We will be more specific about our 2007 plans in our January conference call, but we're still on track to achieve the benefits of our longer-range planning cycle and key supplier relationships. This should allow us to reduce or major maintenance spend to a range of 150 to $175 million. Again, we are on track to achieve these targets.
Just a final point here. While our coal and gas plants comprise 90% of our fleet and therefore are the focus of my comments, I would like to point out that our hydro and wind requirements are factored into our lifecycle maintenance plans and the estimates we provide. Our geothermal plants are included in CE Gen's ongoing maintenance plans, which are also managed over their lifecycle in a manner very similar to our coal and gas plants. I would now like to turn the call over to Ian Bourne to provide further comments on our results.
Ian Bourne - EVP and CFO
Thanks, Steve, and good morning, everyone. As Steve mentioned, our operations performed to expectations in the quarter.

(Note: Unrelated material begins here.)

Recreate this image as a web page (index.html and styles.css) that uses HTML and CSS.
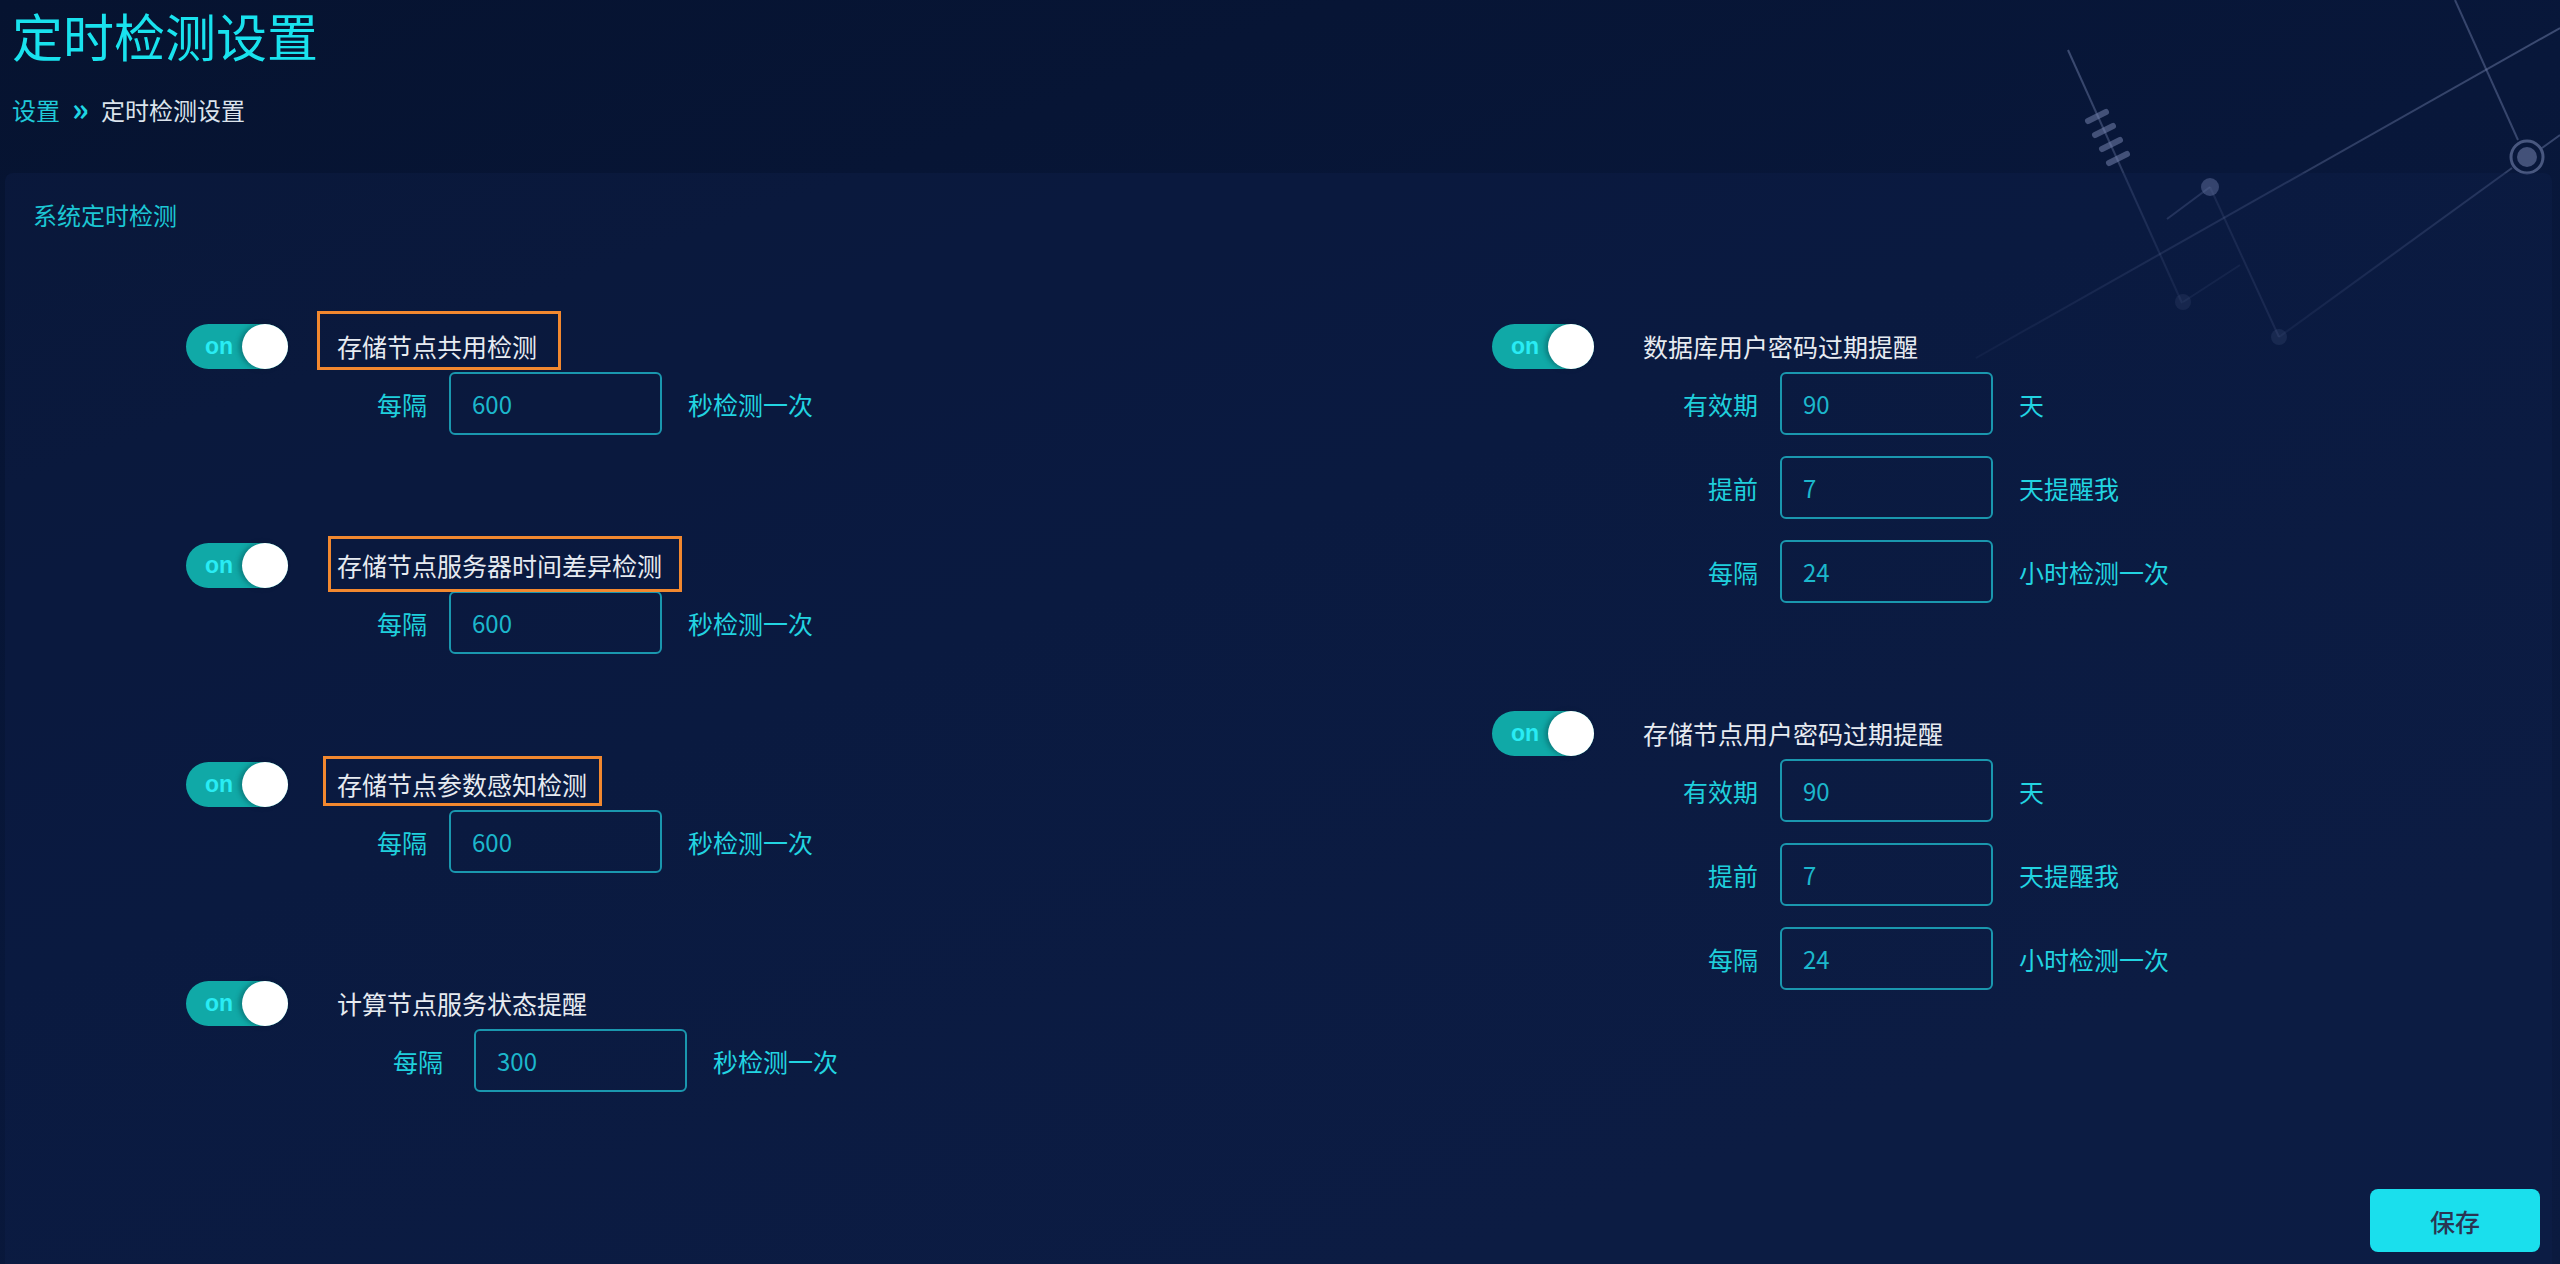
FILE: index.html
```html
<!DOCTYPE html>
<html lang="zh-CN">
<head>
<meta charset="utf-8">
<title>定时检测设置</title>
<link rel="stylesheet" href="styles.css">
</head>
<body>
<svg class="circuit" width="700" height="420" viewBox="1860 0 700 420" xmlns="http://www.w3.org/2000/svg">
  <defs>
    <linearGradient id="fadeA" gradientUnits="userSpaceOnUse" x1="1976" y1="358" x2="2560" y2="28">
      <stop offset="0" stop-color="#7d8cb8" stop-opacity="0.08"/>
      <stop offset="0.55" stop-color="#7d8cb8" stop-opacity="0.3"/>
      <stop offset="1" stop-color="#7d8cb8" stop-opacity="0.45"/>
    </linearGradient>
    <linearGradient id="fadeB" gradientUnits="userSpaceOnUse" x1="2068" y1="50" x2="2182" y2="303">
      <stop offset="0" stop-color="#7d8cb8" stop-opacity="0.45"/>
      <stop offset="1" stop-color="#7d8cb8" stop-opacity="0.12"/>
    </linearGradient>
    <linearGradient id="fadeC" gradientUnits="userSpaceOnUse" x1="2279" y1="337" x2="2560" y2="135">
      <stop offset="0" stop-color="#7d8cb8" stop-opacity="0.1"/>
      <stop offset="1" stop-color="#7d8cb8" stop-opacity="0.4"/>
    </linearGradient>
  </defs>
  <g fill="none" stroke-width="2">
    <line x1="2068" y1="50" x2="2182" y2="303" stroke="url(#fadeB)"/>
    <line x1="1976" y1="358" x2="2560" y2="28" stroke="url(#fadeA)"/>
    <line x1="2167" y1="219" x2="2210" y2="187" stroke="#7d8cb8" stroke-opacity="0.3"/>
    <line x1="2210" y1="187" x2="2279" y2="337" stroke="#7d8cb8" stroke-opacity="0.18"/>
    <line x1="2183" y1="302" x2="2240" y2="265" stroke="#7d8cb8" stroke-opacity="0.12"/>
    <line x1="2279" y1="337" x2="2512" y2="168" stroke="url(#fadeC)"/>
    <line x1="2542" y1="148" x2="2560" y2="135" stroke="#7d8cb8" stroke-opacity="0.4"/>
    <line x1="2455" y1="0" x2="2518" y2="140" stroke="#7d8cb8" stroke-opacity="0.4"/>
    <circle cx="2527" cy="157" r="16" stroke="#7d8cb8" stroke-opacity="0.55" stroke-width="3"/>
  </g>
  <g stroke="#7d8cb8" stroke-opacity="0.5" stroke-width="6" stroke-linecap="round">
    <line x1="2088" y1="121" x2="2106" y2="112"/>
    <line x1="2095" y1="135" x2="2113" y2="126"/>
    <line x1="2102" y1="149" x2="2120" y2="140"/>
    <line x1="2109" y1="163" x2="2127" y2="154"/>
  </g>
  <g fill="#7d8cb8">
    <circle cx="2210" cy="187" r="9" fill-opacity="0.5"/>
    <circle cx="2527" cy="157" r="10" fill-opacity="0.5"/>
    <circle cx="2183" cy="302" r="8" fill-opacity="0.15"/>
    <circle cx="2279" cy="337" r="8" fill-opacity="0.17"/>
  </g>
</svg>

<header class="page-head">
  <h1 class="page-title">定时检测设置</h1>
  <nav class="crumbs">
    <span class="crumb-link">设置</span>
    <span class="crumb-sep">»</span>
    <span class="crumb-current">定时检测设置</span>
  </nav>
</header>

<section class="panel">
  <div class="panel-title">系统定时检测</div>

  <div class="columns">
    <div class="col col-left">
      <div class="group">
        <div class="head">
          <div class="switch"><span class="switch-text">on</span><span class="knob"></span></div>
          <span class="head-label mark mark-1">存储节点共用检测</span>
        </div>
        <div class="row row-narrow">
          <span class="row-label">每隔</span>
          <input class="field" type="text" value="600">
          <span class="row-suffix">秒检测一次</span>
        </div>
      </div>

      <div class="group">
        <div class="head">
          <div class="switch"><span class="switch-text">on</span><span class="knob"></span></div>
          <span class="head-label mark mark-2">存储节点服务器时间差异检测</span>
        </div>
        <div class="row row-narrow">
          <span class="row-label">每隔</span>
          <input class="field" type="text" value="600">
          <span class="row-suffix">秒检测一次</span>
        </div>
      </div>

      <div class="group">
        <div class="head">
          <div class="switch"><span class="switch-text">on</span><span class="knob"></span></div>
          <span class="head-label mark mark-3">存储节点参数感知检测</span>
        </div>
        <div class="row row-narrow">
          <span class="row-label">每隔</span>
          <input class="field" type="text" value="600">
          <span class="row-suffix">秒检测一次</span>
        </div>
      </div>

      <div class="group">
        <div class="head">
          <div class="switch"><span class="switch-text">on</span><span class="knob"></span></div>
          <span class="head-label">计算节点服务状态提醒</span>
        </div>
        <div class="row row-loose">
          <span class="row-label">每隔</span>
          <input class="field" type="text" value="300">
          <span class="row-suffix">秒检测一次</span>
        </div>
      </div>
    </div>

    <div class="col col-right">
      <div class="group">
        <div class="head">
          <div class="switch"><span class="switch-text">on</span><span class="knob"></span></div>
          <span class="head-label">数据库用户密码过期提醒</span>
        </div>
        <div class="rows">
          <div class="row">
            <span class="row-label">有效期</span>
            <input class="field" type="text" value="90">
            <span class="row-suffix">天</span>
          </div>
          <div class="row">
            <span class="row-label">提前</span>
            <input class="field" type="text" value="7">
            <span class="row-suffix">天提醒我</span>
          </div>
          <div class="row">
            <span class="row-label">每隔</span>
            <input class="field" type="text" value="24">
            <span class="row-suffix">小时检测一次</span>
          </div>
        </div>
      </div>

      <div class="group">
        <div class="head">
          <div class="switch"><span class="switch-text">on</span><span class="knob"></span></div>
          <span class="head-label">存储节点用户密码过期提醒</span>
        </div>
        <div class="rows">
          <div class="row">
            <span class="row-label">有效期</span>
            <input class="field" type="text" value="90">
            <span class="row-suffix">天</span>
          </div>
          <div class="row">
            <span class="row-label">提前</span>
            <input class="field" type="text" value="7">
            <span class="row-suffix">天提醒我</span>
          </div>
          <div class="row">
            <span class="row-label">每隔</span>
            <input class="field" type="text" value="24">
            <span class="row-suffix">小时检测一次</span>
          </div>
        </div>
      </div>
    </div>
  </div>

  <button class="save-btn" type="button">保存</button>
</section>
</body>
</html>
```

FILE: styles.css
```css
* { box-sizing: border-box; }

html, body {
  margin: 0;
  height: 100%;
}

body {
  position: relative;
  display: flex;
  flex-direction: column;
  height: 100vh;
  overflow: hidden;
  font-family: "Noto Sans CJK SC", "Noto Sans", sans-serif;
  background: linear-gradient(160deg, #061330 0%, #08173a 45%, #0b1a3f 100%);
  color: #e6ebf2;
}

.circuit {
  position: absolute;
  top: 0;
  right: 0;
  z-index: 0;
  pointer-events: none;
}

.page-head {
  position: relative;
  z-index: 1;
  padding: 5px 0 0 12px;
}

.page-title {
  margin: 0;
  font-size: 51px;
  line-height: 60px;
  font-weight: 400;
  color: #19e2ee;
}

.crumbs {
  display: flex;
  align-items: center;
  margin-top: 27px;
  height: 36px;
  font-size: 24px;
  line-height: 36px;
}

.crumb-link { color: #1fcad9; }

.crumb-sep {
  margin: 0 12px 0 12px;
  font-size: 32px;
  font-weight: 700;
  color: #1fd6e4;
  line-height: 30px;
  position: relative;
  top: -3px;
}

.crumb-current { color: #dbe3ec; }

.panel {
  position: relative;
  z-index: 1;
  flex: 1;
  display: flex;
  flex-direction: column;
  margin: 45px 8px 0 5px;
  padding: 24px 12px 12px 28px;
  background: rgba(18, 36, 82, 0.28);
  border-radius: 8px 8px 0 0;
}

.panel-title {
  font-size: 24px;
  line-height: 36px;
  color: #1cc7d4;
}

.columns {
  display: flex;
  margin-top: 91px;
  padding-left: 153px;
}

.col {
  display: flex;
  flex-direction: column;
  gap: 108px;
}

.col-left { width: 1306px; }
.col-right { flex: 1; }

.group {
  display: flex;
  flex-direction: column;
}

.head {
  display: flex;
  align-items: center;
  height: 45px;
  margin-bottom: 3px;
}

.switch {
  position: relative;
  display: flex;
  align-items: center;
  width: 102px;
  height: 45px;
  border-radius: 23px;
  background: #10a9a7;
  flex-shrink: 0;
}

.switch-text {
  padding-left: 19px;
  font-family: "Liberation Sans", Arial, sans-serif;
  font-weight: 700;
  font-size: 23px;
  color: #29ecf4;
  line-height: 1;
}

.knob {
  position: absolute;
  top: 0;
  right: 0;
  width: 46px;
  height: 45px;
  border-radius: 50%;
  background: #ffffff;
  box-shadow: -3px 0 5px rgba(0, 40, 50, 0.35);
}

.head-label {
  position: relative;
  margin-left: 49px;
  font-size: 25px;
  line-height: 35px;
  color: #e7ebf1;
  white-space: nowrap;
}

.mark::after {
  content: "";
  position: absolute;
  border: 3px solid #f2882f;
}

.mark-1::after { left: -20px; right: -24px; top: -18px; bottom: -6px; }
.mark-2::after { left: -9px; right: -20px; top: -12px; bottom: -9px; }
.mark-3::after { left: -14px; right: -15px; top: -11px; bottom: -4px; }

.rows {
  display: flex;
  flex-direction: column;
  gap: 21px;
}

.row {
  display: flex;
  align-items: center;
  height: 63px;
}

.row-label {
  width: 266px;
  margin-right: 22px;
  text-align: right;
  font-size: 25px;
  color: #1fcfdc;
  white-space: nowrap;
}

.row-narrow .row-label { width: 241px; }

.row-loose .row-label {
  width: 257px;
  margin-right: 31px;
}

.field {
  width: 213px;
  height: 63px;
  padding: 0 0 0 21px;
  border: 2px solid #1a97ae;
  border-radius: 6px;
  background: transparent;
  font-family: "Noto Sans CJK SC", "Noto Sans", sans-serif;
  font-size: 24px;
  color: #1cb7cc;
  outline: none;
}

.row-suffix {
  margin-left: 26px;
  font-size: 25px;
  color: #22d4e1;
  white-space: nowrap;
}

.save-btn {
  margin-top: auto;
  align-self: flex-end;
  width: 170px;
  height: 63px;
  border: none;
  border-radius: 8px;
  background: #1adfed;
  font-family: "Noto Sans CJK SC", "Noto Sans", sans-serif;
  font-size: 25px;
  font-weight: 500;
  color: #2a3553;
  cursor: pointer;
}
```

To provide further insight, I will cover some operating highlights followed by comments about cash flow, capital expenditures, and our liquidity position.
Rather than repeat a detailed analysis of the variances in each of revenue and cost of sales, I will address contribution margin. The revenue and cost of sales details are on pages 5 through 9 of the MD&A. Also, on page 4 we have explained why we have deconsolidated the Campeche plant. I will be referencing page numbers in our MD&A at other times in my discussion.
Gross margin in the quarter was 362 million, up 5 million over the same quarter last year. There were no noteworthy variances in the gross margin. The increase the margin came from the long-term contracts where price per megawatt increased and cost per megawatt decreased.
Operating expenses at 222 million were essentially flat with last year, which was 220 million. Interest expense at 48 million was down 9 million from last year's first quarter of 57. This is a result of lower debt, lower interest rates, and the lower U.S. dollar. The effective tax rate for the quarter was 28.6%, within our guidance range of 25 to 30% of taxable income. We don't see anything for the rest of the year that would warrant a change from the 25 to 30% range.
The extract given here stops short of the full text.